Some infrastructure works such as construction of 46 residential houses and improvement and expansion of Buseruka Health centre had been completed and handed over to the ministry. On a positive note, the quality of the infrastructure was to a great extent assessed as satisfactory. 

That said, however, significant delays were noted in the overall implementation of the project particularly in payment of affected persons and construction of resettlement infrastructure. Key activities of the resettlement plan such as procurement of a consultant to undertake monitoring and evaluation of the project, construction of schools and places of worship, as well as implementation of the livelihood restoration programme were delayed as well. 

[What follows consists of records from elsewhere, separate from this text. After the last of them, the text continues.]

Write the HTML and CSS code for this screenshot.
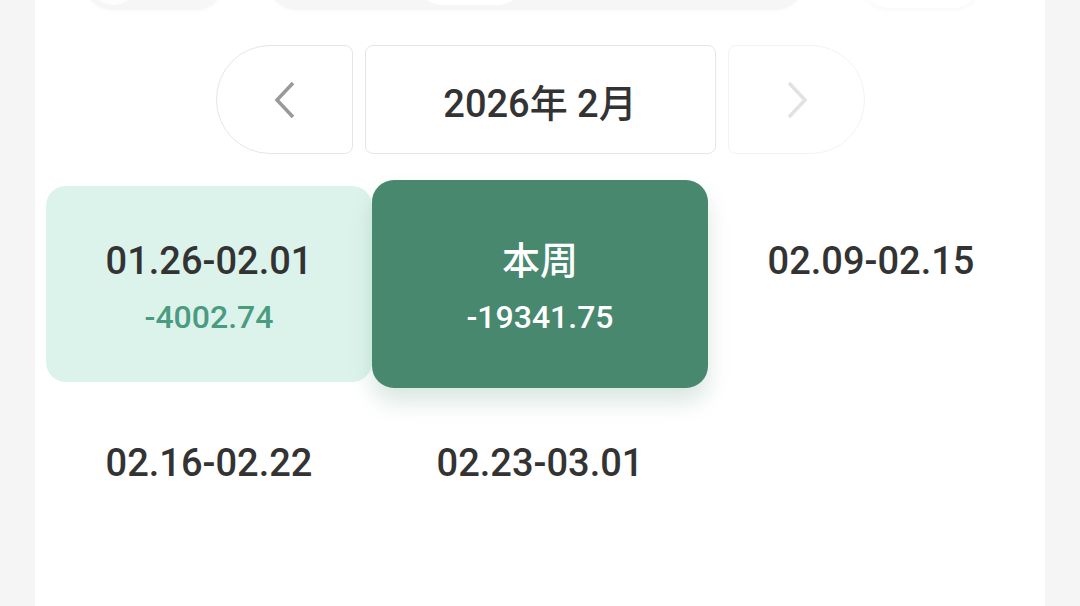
FILE: index.html
```html
<!DOCTYPE html>
<html>
<head>
<meta charset="utf-8">
	<title>周账单</title>
	<link rel="stylesheet" href="styles.css">
</head>
<body>
<div class="panel">
	<div class="tabs">
		<div class="pill pill-a"><span class="knob knob-a"></span></div>
		<div class="pill pill-b"><span class="knob knob-b"></span></div>
		<div class="pill pill-c"></div>
	</div>
	<div class="nav">
		<button class="arrow prev">
			<svg width="26" height="38" viewBox="0 0 26 38"><polyline points="21,2 5,19 21,36" fill="none" stroke="#999" stroke-width="3.5"/></svg>
		</button>
		<div class="title">2026年 2月</div>
		<button class="arrow next">
			<svg width="26" height="38" viewBox="0 0 26 38"><polyline points="5,2 21,19 5,36" fill="none" stroke="#e2e2e2" stroke-width="3.5"/></svg>
		</button>
	</div>
	<div class="weeks">
		<div class="week past">
			<p class="label">01.26-02.01</p>
			<p class="amount">-4002.74</p>
		</div>
		<div class="week current">
			<p class="label">本周</p>
			<p class="amount">-19341.75</p>
		</div>
		<div class="week">
			<p class="label">02.09-02.15</p>
		</div>
		<div class="week">
			<p class="label">02.16-02.22</p>
		</div>
		<div class="week">
			<p class="label">02.23-03.01</p>
		</div>
	</div>
</div>
</body>
</html>
```

FILE: styles.css
```css
*{margin: 0;padding: 0;box-sizing: border-box;}
html,body{height: 100%;overflow: hidden;}
body{
	background: #f5f5f5;
	font-family: Roboto, "Noto Sans CJK SC", sans-serif;
	color: #333;
}
.panel{
	display: flow-root;
	margin: 0 35px;
	height: 100%;
	background: #fff;
}
/* 顶部被裁切的标签栏 */
.tabs{
	display: flex;
	height: 60px;
	margin-top: -50px;
	padding-left: 48px;
}
.pill{
	display: flex;
	align-items: flex-end;
	height: 60px;
	border-radius: 30px;
	background: #f6f6f6;
	box-shadow: 0 2px 4px rgba(0,0,0,0.02);
}
.pill-a{width: 142px;padding: 0 0 5px 7px;}
.pill-b{width: 538px;margin-left: 42px;padding: 0 0 5px 150px;}
.pill-c{width: 122px;margin-left: 55px;height: 58px;background: #fff;box-shadow: 0 2px 5px rgba(0,0,0,0.03);}
.knob{
	display: block;
	height: 50px;
	border-radius: 25px;
	background: #fdfdfd;
}
.knob-a{width: 47px;}
.knob-b{width: 106px;background: #fff;}

/* 月份切换 */
.nav{
	display: flex;
	justify-content: center;
	gap: 12px;
	margin-top: 35px;
}
.arrow{
	display: flex;
	align-items: center;
	justify-content: center;
	width: 137px;
	height: 109px;
	background: #fff;
	border: 1px solid #e6e6e6;
}
.prev{border-radius: 54px 8px 8px 54px;}
.next{border-radius: 8px 54px 54px 8px;border-color: #f3f3f3;}
.prev svg{margin-left: 2px;}
.next svg{margin-left: 2px;}
.title{
	display: flex;
	align-items: center;
	justify-content: center;
	width: 351px;
	height: 109px;
	border: 1px solid #e6e6e6;
	border-radius: 8px;
	font-size: 38px;
	font-weight: 500;
	color: #333;
	padding-top: 2px;
}

/* 周列表 */
.weeks{
	display: grid;
	grid-template-columns: repeat(3, 326px);
	grid-auto-rows: 196px;
	column-gap: 5px;
	row-gap: 6px;
	margin-top: 32px;
	padding: 0 11px;
}
.week{
	padding-top: 52px;
	border-radius: 20px;
	text-align: center;
}
.label{
	font-size: 38px;
	line-height: 46px;
	font-weight: 500;
	color: #333;
}
.amount{
	margin-top: 14px;
	font-size: 32px;
	line-height: 38px;
	font-weight: 500;
	color: #4b9b80;
}
.past{background: #dcf3ec;}
.current{
	position: relative;
	margin: -6px -5px;
	padding-top: 58px;
	border-radius: 22px;
	background: #48886f;
	box-shadow: 0 14px 22px rgba(72,136,111,0.2);
}
.current .label,.current .amount{color: #fff;}
```
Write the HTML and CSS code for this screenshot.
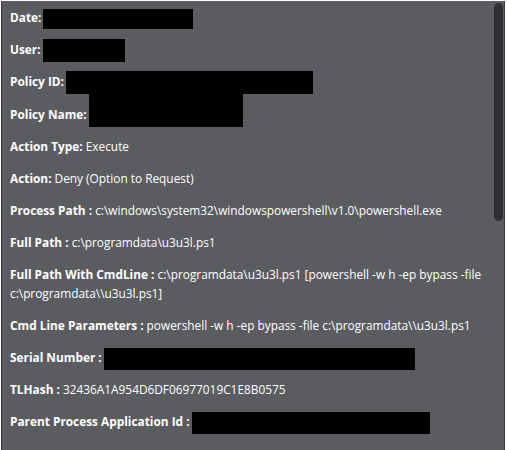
FILE: index.html
```html
<!DOCTYPE html>
<html>
<head>
<meta charset="utf-8">
<link rel="stylesheet" href="styles.css">
</head>
<body>
<div class="panel">
  <div class="content">
    <p class="row"><b>Date:</b><span class="redact" style="width:150px;height:20px"></span></p>
    <p class="row"><b>User:</b><span class="redact up" style="width:82px;height:23px"></span></p>
    <p class="row"><b>Policy ID:</b><span class="redact up" style="width:247px;height:23px"></span></p>
    <p class="row"><b>Policy Name:</b><span class="redact up" style="width:154px;height:33px"></span></p>
    <p class="row"><b>Action Type:</b> Execute</p>
    <p class="row"><b>Action:</b> Deny (Option to Request)</p>
    <p class="row"><b>Process Path :</b> c:\windows\system32\windowspowershell\v1.0\powershell.exe</p>
    <p class="row"><b>Full Path :</b> c:\programdata\u3u3l.ps1</p>
    <p class="row"><b>Full Path With CmdLine :</b> c:\programdata\u3u3l.ps1 [powershell -w h -ep bypass -file c:\programdata\\u3u3l.ps1]</p>
    <p class="row"><b>Cmd Line Parameters :</b> powershell -w h -ep bypass -file c:\programdata\\u3u3l.ps1</p>
    <p class="row"><b>Serial Number :</b><span class="redact" style="width:311px;height:22px"></span></p>
    <p class="row"><b>TLHash :</b> 32436A1A954D6DF06977019C1E8B0575</p>
    <p class="row"><b>Parent Process Application Id :</b><span class="redact" style="width:238px;height:22px"></span></p>
  </div>
  <div class="thumb"></div>
</div>
</body>
</html>
```
FILE: styles.css
```css
html, body {
  margin: 0;
  padding: 0;
  background: #ffffff;
  height: 100%;
  overflow: hidden;
}
.panel {
  position: relative;
  margin: 1px 2px 0 1px;
  height: 449px;
  background: #5b5c60;
  border-left: 1px solid #3a3b3e;
  border-right: 1px solid #3a3b3e;
  overflow: hidden;
}
.content {
  padding: 7px 10px 0 8px;
  color: #ffffff;
  font-family: "Open Sans", Lato, sans-serif;
  font-size: 11.85px;
}
.row {
  margin: 0 0 13px 0;
  line-height: 19px;
}
.row b {
  font-weight: 700;
}
.redact {
  display: inline-block;
  background: #000000;
  vertical-align: middle;
  margin: -10px 0 -10px 2px;
}
.redact.up {
  vertical-align: 2px;
}
.thumb {
  position: absolute;
  top: 2px;
  right: 1px;
  width: 9px;
  height: 218px;
  background: #2f3033;
  border-radius: 5px;
}
```
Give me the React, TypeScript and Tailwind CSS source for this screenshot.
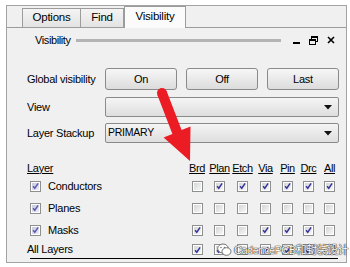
import { Fragment } from 'react'

const cols = ['Brd', 'Plan', 'Etch', 'Via', 'Pin', 'Drc', 'All']

const layers = [
  { name: 'Conductors', on: true, h: 'h-[22px]', marks: [false, true, true, true, true, true, true] },
  { name: 'Planes', on: true, h: 'h-[22px]', marks: [false, false, false, false, false, false, false] },
  { name: 'Masks', on: true, h: 'h-[22px]', marks: [true, false, false, true, true, true, false] },
  { name: 'All Layers', on: null, h: 'h-[17px]', marks: [true, true, false, true, true, true, false] },
]

const Check = ({ on, soft }: { on: boolean; soft?: boolean }) => (
  <div className="w-[11px] h-[11px] border border-[#8e8f8f] bg-white p-px">
    <div
      className={`w-full h-full flex items-center justify-center ${
        soft ? 'bg-gradient-to-br from-[#c9c9de] to-[#ececf4]' : 'bg-gradient-to-br from-[#d6d6d6] to-[#f7f7f7]'
      }`}
    >
      {on && (
        <svg width="8" height="8" viewBox="0 0 8 8">
          <path d="M1.2 4.2 L3.2 6.6 L7 1" fill="none" stroke={soft ? '#5a5ab0' : '#34349a'} strokeWidth="1.7" />
        </svg>
      )}
    </div>
  </div>
)

const Caret = () => (
  <svg width="8" height="5" viewBox="0 0 8 5">
    <path d="M0 0 H8 L4 4.5 Z" fill="#111" />
  </svg>
)

export default function App() {
  return (
    <div className="relative w-[350px] h-[267px] bg-white overflow-hidden text-[11px] tracking-[-0.25px] text-black font-['Liberation_Sans','DejaVu_Sans',sans-serif]">
      {/* 外框 */}
      <div className="ml-[6px] mt-[5px] w-[341px] h-[258px] border border-[#a3a3a3] bg-[#f0f0f0]">
        {/* tabs */}
        <div className="flex items-end h-[22px] pl-[15px] border-b border-[#9c9c9c]">
          <div className="w-[59px] h-[19px] border border-b-0 border-[#9c9c9c] bg-gradient-to-b from-[#f4f4f4] to-[#e3e3e3] flex items-center justify-center text-[11.5px]">
            Options
          </div>
          <div className="w-[43px] h-[19px] border border-b-0 border-l-0 border-[#9c9c9c] bg-gradient-to-b from-[#f4f4f4] to-[#e3e3e3] flex items-center justify-center text-[11.5px]">
            Find
          </div>
          <div className="relative -mb-px w-[62px] h-[22px] border border-b-0 border-[#9c9c9c] bg-[#fbfbfb] flex items-center justify-center text-[11.5px] pb-[2px]">
            Visibility
          </div>
        </div>

        {/* header */}
        <div className="flex items-center h-[14px] mt-[5px] pl-[28px]">
          <span className="w-[41px] tracking-[-0.4px]">Visibility</span>
          <div className="w-[205px] h-[3px] bg-[#b4b4b4]" />
          <div className="flex items-center ml-[12px] gap-[9px]">
            <div className="w-[7px] h-[2px] bg-black mt-[6px]" />
            <svg width="9" height="9" viewBox="0 0 9 9">
              <rect x="2.5" y="0.5" width="6" height="5" fill="none" stroke="#000" />
              <rect x="2" y="0" width="7" height="2" fill="#000" />
              <rect x="0.5" y="3.5" width="6" height="5" fill="#f0f0f0" stroke="#000" />
              <rect x="0" y="3" width="7" height="2" fill="#000" />
            </svg>
            <svg width="8" height="8" viewBox="0 0 8 8">
              <path d="M1 1 L7 7 M7 1 L1 7" stroke="#000" strokeWidth="1.6" />
            </svg>
          </div>
        </div>

        {/* global visibility */}
        <div className="flex items-center mt-[21px] pl-[20px]">
          <span className="w-[78px]">Global visibility</span>
          <div className="grid grid-cols-3 gap-[9px] w-[234px]">
            {['On', 'Off', 'Last'].map((b) => (
              <div
                key={b}
                className="h-[22px] rounded-[3px] border border-[#8a8a8a] bg-gradient-to-b from-[#f7f7f7] to-[#dcdcdc] flex items-center justify-center"
              >
                {b}
              </div>
            ))}
          </div>
        </div>

        <div className="flex items-center mt-[7px] pl-[20px]">
          <span className="w-[78px]">View</span>
          <div className="w-[234px] h-[20px] rounded-[2px] border border-[#8a8a8a] bg-gradient-to-b from-[#f5f5f5] to-[#dedede] flex items-center justify-end pr-[6px]">
            <Caret />
          </div>
        </div>

        <div className="flex items-center mt-[6px] pl-[20px]">
          <span className="w-[78px]">Layer Stackup</span>
          <div className="w-[234px] h-[20px] rounded-[2px] border border-[#8a8a8a] bg-gradient-to-b from-[#f5f5f5] to-[#dedede] flex items-center justify-between pl-[2px] pr-[6px] text-[10.5px]">
            <span>PRIMARY</span>
            <Caret />
          </div>
        </div>

        {/* layer table */}
        <div className="grid grid-cols-[159px_22px_23px_23px_23px_21px_21px_21px] mt-[18px] ml-[20px]">
          <div className="h-[14px] flex items-center">
            <span className="underline">Layer</span>
          </div>
          {cols.map((c) => (
            <div key={c} className="h-[14px] flex items-center justify-center">
              <span className="underline tracking-[-0.4px]">{c}</span>
            </div>
          ))}
          {layers.map((l) => (
            <Fragment key={l.name}>
              <div className={`${l.h} flex items-center gap-[7px] ${l.on === null ? '' : 'pl-[3px]'}`}>
                {l.on !== null && <Check on={l.on} soft />}
                <span>{l.name}</span>
              </div>
              {l.marks.map((m, i) => (
                <div key={i} className={`${l.h} flex items-center justify-center`}>
                  <Check on={m} />
                </div>
              ))}
            </Fragment>
          ))}
        </div>
        <div className="ml-[23px] w-[308px] h-px bg-black" />
      </div>

      {/* red arrow */}
      <svg className="absolute left-0 top-0" width="350" height="267" viewBox="0 0 350 267">
        <polygon
          points="157.4,94.9 166.6,91.1 181.6,130.1 190.5,126.4 190,161 163.6,137.6 172.4,133.9"
          fill="#ec1c24"
        />
        <circle cx="162" cy="93" r="5" fill="#ec1c24" />
      </svg>

      {/* watermark */}
      <div className="absolute left-[217px] top-[243px] h-[14px] flex items-center gap-[2px] whitespace-nowrap text-white [text-shadow:0_0_1px_#222,0_0_1px_#333,0_0_1px_#444]">
        <svg className="shrink-0" width="15" height="14" viewBox="0 0 15 14">
          <ellipse cx="6" cy="5.5" rx="5.3" ry="4.5" fill="#fff" stroke="#666" strokeWidth="0.9" />
          <ellipse cx="9.5" cy="8.5" rx="4.5" ry="3.8" fill="#fff" stroke="#666" strokeWidth="0.9" />
          <circle cx="4" cy="4.5" r="0.8" fill="#777" />
          <circle cx="7.5" cy="4.5" r="0.8" fill="#777" />
        </svg>
        <span className="text-[11px] leading-[14px] tracking-[-0.5px] whitespace-nowrap font-['Liberation_Sans','Noto_Sans_CJK_SC',sans-serif]">
          CadencePCB和封装设计
        </span>
      </div>
    </div>
  )
}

The use of unapproved or obsolete valuation rates was noted in almost all the years of compensation, and rates were not applied uniformly thereby causing grievances and delays in the compensation process. Failure to adhere to the project affected person’s proposals during construction of resettlement houses also affected acceptance. 

“It is hoped that the proposed recommendations will go a long way in improving the management of future compensation projects,” the AG report reads in part. 

Quick oil sector facts  

  • Uganda confirmed 6.5 billion barrels of oil in about 20% of the potential area of which about 1.5 billion barrels is recoverable
  • Uganda expects a total investment of about US$15 -US$20bn in the sub-sector in the next 3-5 years. These include about US$8 bn in the upstream development, US$4bn in building the crude oil export pipeline, US$3.5bn in building a refinery and other investments in support of infrastructure like the airport, roads and more.